-- start Data for processing --

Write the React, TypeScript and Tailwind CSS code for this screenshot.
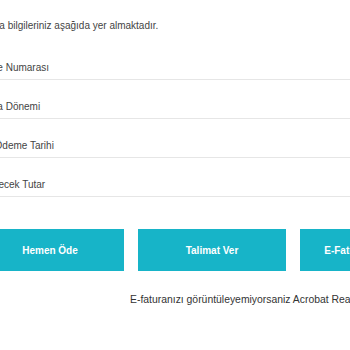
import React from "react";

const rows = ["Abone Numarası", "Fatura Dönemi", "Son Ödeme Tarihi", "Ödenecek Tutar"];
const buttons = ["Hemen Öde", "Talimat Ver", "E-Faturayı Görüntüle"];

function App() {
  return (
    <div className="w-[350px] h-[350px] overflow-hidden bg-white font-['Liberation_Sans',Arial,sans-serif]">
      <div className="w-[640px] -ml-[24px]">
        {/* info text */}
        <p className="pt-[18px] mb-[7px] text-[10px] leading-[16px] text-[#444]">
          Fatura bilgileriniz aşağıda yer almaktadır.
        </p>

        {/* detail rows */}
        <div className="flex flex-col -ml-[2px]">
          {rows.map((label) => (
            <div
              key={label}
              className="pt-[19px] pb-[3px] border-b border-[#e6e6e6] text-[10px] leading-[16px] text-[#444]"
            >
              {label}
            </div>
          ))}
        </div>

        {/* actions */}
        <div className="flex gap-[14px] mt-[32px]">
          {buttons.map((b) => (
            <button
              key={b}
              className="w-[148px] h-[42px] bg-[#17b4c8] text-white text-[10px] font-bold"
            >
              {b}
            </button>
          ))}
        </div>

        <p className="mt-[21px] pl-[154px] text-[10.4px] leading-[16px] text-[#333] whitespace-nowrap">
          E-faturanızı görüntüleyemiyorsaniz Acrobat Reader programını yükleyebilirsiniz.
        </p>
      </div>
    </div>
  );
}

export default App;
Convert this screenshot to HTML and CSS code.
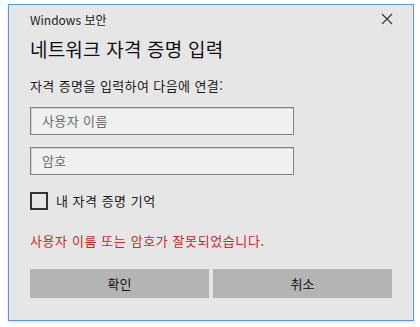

-- end Data for processing --

• What to work on:
Skip the pictures, then retype every line above exactly.

• The reply:
Write the React, TypeScript and Tailwind CSS code for this screenshot.
import React from "react";

const rows = ["Abone Numarası", "Fatura Dönemi", "Son Ödeme Tarihi", "Ödenecek Tutar"];
const buttons = ["Hemen Öde", "Talimat Ver", "E-Faturayı Görüntüle"];

function App() {
  return (
    <div className="w-[350px] h-[350px] overflow-hidden bg-white font-['Liberation_Sans',Arial,sans-serif]">
      <div className="w-[640px] -ml-[24px]">
        {/* info text */}
        <p className="pt-[18px] mb-[7px] text-[10px] leading-[16px] text-[#444]">
          Fatura bilgileriniz aşağıda yer almaktadır.
        </p>

        {/* detail rows */}
        <div className="flex flex-col -ml-[2px]">
          {rows.map((label) => (
            <div
              key={label}
              className="pt-[19px] pb-[3px] border-b border-[#e6e6e6] text-[10px] leading-[16px] text-[#444]"
            >
              {label}
            </div>
          ))}
        </div>

        {/* actions */}
        <div className="flex gap-[14px] mt-[32px]">
          {buttons.map((b) => (
            <button
              key={b}
              className="w-[148px] h-[42px] bg-[#17b4c8] text-white text-[10px] font-bold"
            >
              {b}
            </button>
          ))}
        </div>

        <p className="mt-[21px] pl-[154px] text-[10.4px] leading-[16px] text-[#333] whitespace-nowrap">
          E-faturanızı görüntüleyemiyorsaniz Acrobat Reader programını yükleyebilirsiniz.
        </p>
      </div>
    </div>
  );
}

export default App;
Convert this screenshot to HTML and CSS code.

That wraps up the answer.